Lorsque le tribunal le permet, on dépose en preuve et visionne la vidéo en salle d’audience durant les procédures judiciaires.
Cette façon de faire n’évite pas à la victime de devoir être présente devant le tribunal lors de l’audience, car elle doit confirmer que le contenu de l’enregistrement vidéo est conforme c’est-à-dire :
- que c’est elle qu’on voit dans l’enregistrement et qui a fait les déclarations qu’il contient;
- qu’elle a dit la vérité dans l’enregistrement;
- que sa déclaration est toujours vraie.
Cette déclaration vidéo devient le témoignage de la victime sur les événements qui y sont décrits. C’est comme si elle faisait de vive voix, en salle d’audience, la déclaration contenue dans l’enregistrement. Elle n’a donc pas à répéter devant le tribunal ce qu’elle a dit dans l’enregistrement.
Pour compléter le témoignage de la victime, le procureur peut lui poser des questions supplémentaires à la suite du visionnement de la vidéo.
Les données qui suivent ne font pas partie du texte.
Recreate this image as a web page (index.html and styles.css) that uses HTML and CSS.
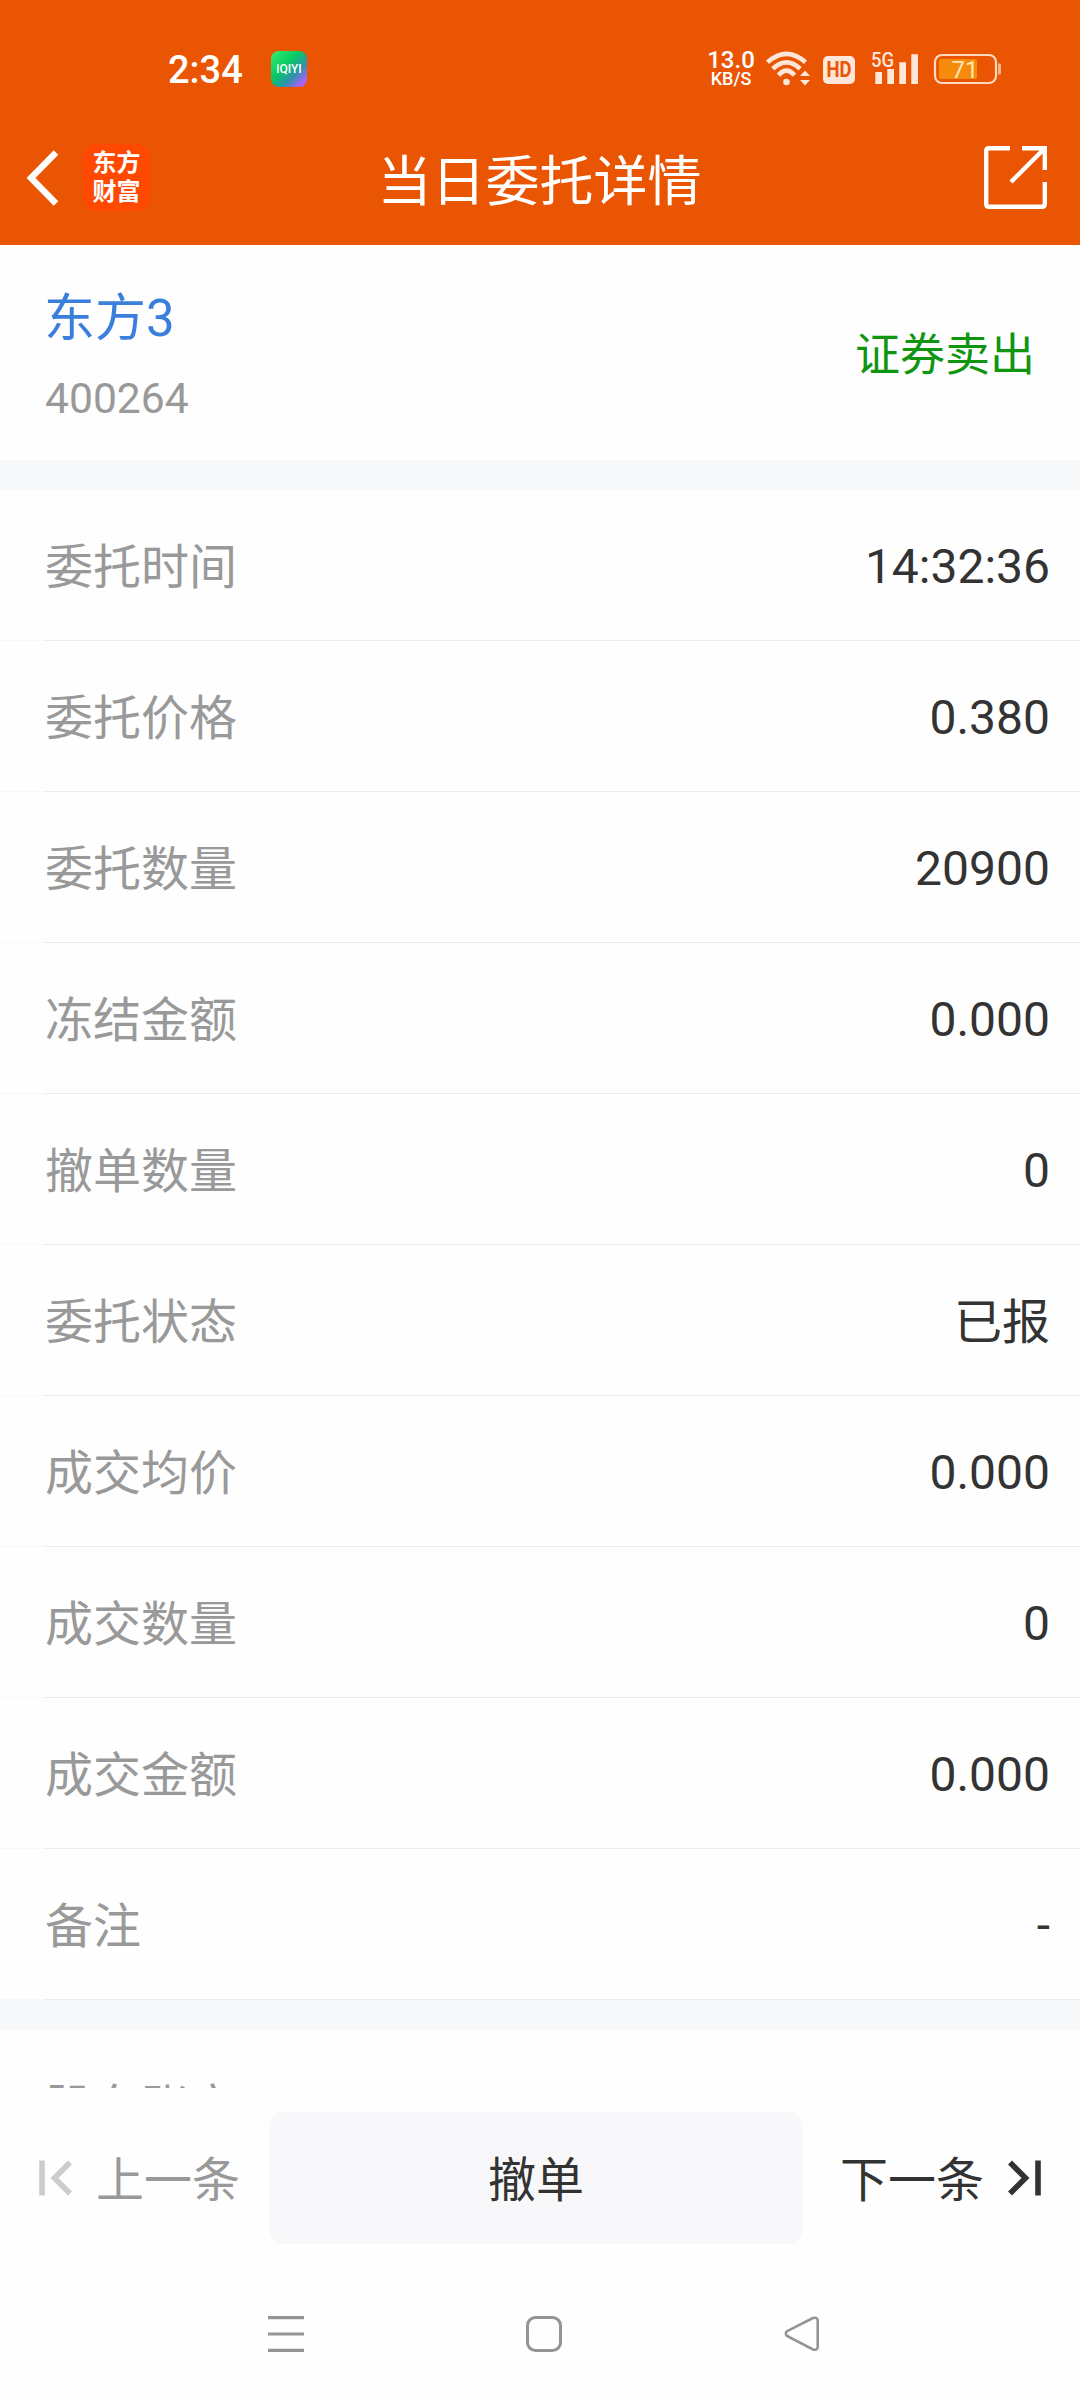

La défense peut aussi la contre-interroger sur les faits décrits dans sa déclaration vidéo ou sur ses réponses aux questions du procureur.
Cet article est le fruit d’une collaboration entre le Bureau des mandats organisationnels du Directeur des poursuites criminelles et pénales (DPCP) et l’Association québécoise Plaidoyer-Victimes (AQPV). Pour plus de détails, voir la fiche destinée aux personnes qui interviennent auprès des victimes d’actes criminels publiée sur le site Internet de l’AQPV, à laquelle le DPCP a collaboré pour le contenu juridique.
1 Le procureur aux poursuites criminelles et pénales est aussi appelé «procureur de la poursuite» ou «procureur de la Couronne». Le terme «procureur» est employé dans cet article. Il est l’avocat qui poursuit la personne accusée au nom de l’État et qui agit dans l’intérêt général de la société. Il n’est pas l’avocat de la victime, mais doit tout de même tenir compte de ses intérêts et de ses droits.
2 Le Code criminel utilise le terme «déficience mentale ou physique».
3 Il peut s’agir de l’enquête préliminaire ou du procès.
4 Le terme «tribunal» est employé dans cet article pour désigner la juge ou le juge. C’est également un synonyme de l’expression «la cour», qui est parfois utilisée dans les décisions pour désigner le juge.